== EXERCISE TASK ==
Leave out the pictures, and retype only the lines from the beginning of the material through the line that contains "type Seg = [number, number, number, number];", including both.

**** COLLECTED MATERIAL ****

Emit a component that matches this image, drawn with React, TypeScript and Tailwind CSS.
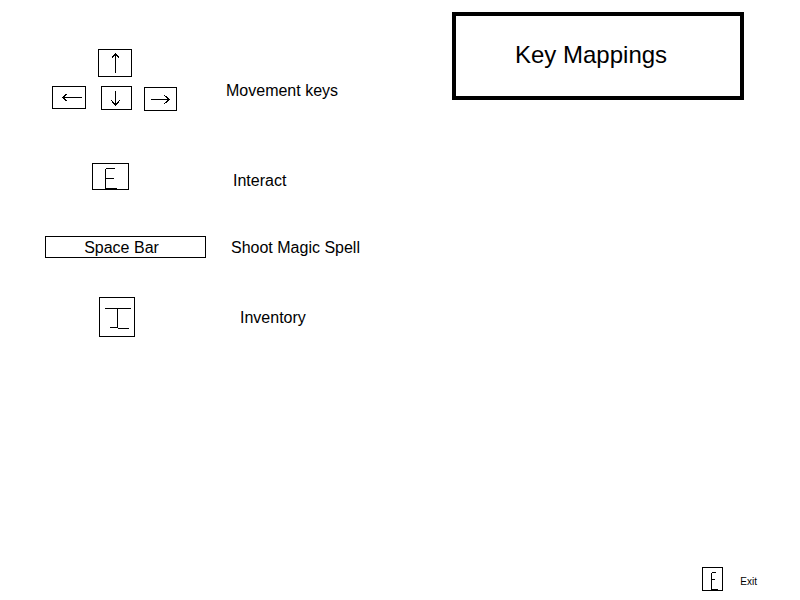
import type { ReactNode } from "react";

type Seg = [number, number, number, number];

// key cap with a hand drawn glyph, coordinates in the cap's own pixels
function KeyCap({
  w,
  h,
  lines,
  className = "",
  children,
}: {
  w: number;
  h: number;
  lines?: Seg[];
  className?: string;
  children?: ReactNode;
}) {
  return (
    <div
      className={`relative box-border flex shrink-0 items-center justify-center border border-black ${className}`}
    >
      {lines && (
        <svg
          width={w}
          height={h}
          viewBox={`0 0 ${w} ${h}`}
          className="absolute left-[-1px] top-[-1px]"
          shapeRendering="crispEdges"
        >
          {lines.map(([x1, y1, x2, y2], i) => (
            <line
              key={i}
              x1={x1 + 0.5}
              y1={y1 + 0.5}
              x2={x2 + 0.5}
              y2={y2 + 0.5}
              stroke="#000"
              strokeWidth={1}
            />
          ))}
        </svg>
      )}
      {children}
    </div>
  );
}

const upArrow: Seg[] = [
  [17, 4, 17, 23],
  [13, 9, 17, 4],
  [17, 4, 21, 9],
];
const leftArrow: Seg[] = [
  [10, 11, 29, 11],
  [15, 7, 10, 11],
  [10, 11, 15, 15],
];
const downArrow: Seg[] = [
  [14, 4, 14, 19],
  [10, 14, 14, 19],
  [14, 19, 18, 14],
];
const rightArrow: Seg[] = [
  [6, 12, 25, 12],
  [20, 8, 25, 12],
  [25, 12, 20, 16],
];
const letterE: Seg[] = [
  [13, 5, 13, 25],
  [13, 5, 22, 5],
  [13, 15, 21, 15],
  [13, 25, 24, 25],
];
const letterI: Seg[] = [
  [5, 11, 31, 11],
  [18, 11, 18, 30],
  [10, 30, 18, 30],
  [18, 31, 29, 31],
];
const smallE: Seg[] = [
  [9, 5, 9, 22],
  [9, 5, 13, 5],
  [9, 12, 12, 12],
  [9, 22, 15, 22],
];

export default function App() {
  return (
    <div className="flex h-[600px] w-[800px] flex-col bg-white font-['Liberation_Sans',Arial,sans-serif] text-black">
      <div className="flex">
        <div className="flex flex-col pl-[45px] pt-[49px]">
          {/* movement */}
          <div className="flex items-start">
            <div className="ml-[7px] flex flex-col">
              <KeyCap w={34} h={28} lines={upArrow} className="ml-[46px] h-[28px] w-[34px]" />
              <div className="mt-[9px] flex items-start">
                <KeyCap w={34} h={23} lines={leftArrow} className="h-[23px] w-[34px]" />
                <KeyCap w={31} h={24} lines={downArrow} className="ml-[15px] h-[24px] w-[31px]" />
                <KeyCap w={33} h={24} lines={rightArrow} className="ml-[12px] mt-[1px] h-[24px] w-[33px]" />
              </div>
            </div>
            <p className="ml-[49px] mt-[33px] text-[16px] leading-[18px]">Movement keys</p>
          </div>

          {/* interact */}
          <div className="mt-[52px] flex items-start">
            <KeyCap w={37} h={27} lines={letterE} className="ml-[47px] h-[27px] w-[37px]" />
            <p className="ml-[104px] mt-[9px] text-[16px] leading-[18px]">Interact</p>
          </div>

          {/* spell */}
          <div className="mt-[46px] flex items-center">
            <KeyCap w={161} h={22} className="h-[22px] w-[161px] pr-[8px] pt-[2px] text-[16px] leading-[18px]">
              Space Bar
            </KeyCap>
            <p className="ml-[25px] pt-[2px] text-[16px] leading-[18px]">Shoot Magic Spell</p>
          </div>

          {/* inventory */}
          <div className="mt-[39px] flex items-center">
            <KeyCap w={36} h={40} lines={letterI} className="ml-[54px] h-[40px] w-[36px]" />
            <p className="ml-[105px] pt-[2px] text-[16px] leading-[18px]">Inventory</p>
          </div>
        </div>

        <div className="ml-auto mr-[56px] mt-[12px] box-border flex h-[88px] w-[292px] items-center border-4 border-black pb-[2px] pl-[59px]">
          <h1 className="text-[24px] leading-[28px] font-normal">Key Mappings</h1>
        </div>
      </div>

      <div className="mb-[9px] mr-[43px] mt-auto flex items-center justify-end">
        <KeyCap w={21} h={24} lines={smallE} className="h-[24px] w-[21px]" />
        <span className="ml-[17px] mt-[6px] text-[10px] leading-[12px]">Exit</span>
      </div>
    </div>
  );
}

****

== FINAL ANSWER ==
Emit a component that matches this image, drawn with React, TypeScript and Tailwind CSS.
import type { ReactNode } from "react";

type Seg = [number, number, number, number];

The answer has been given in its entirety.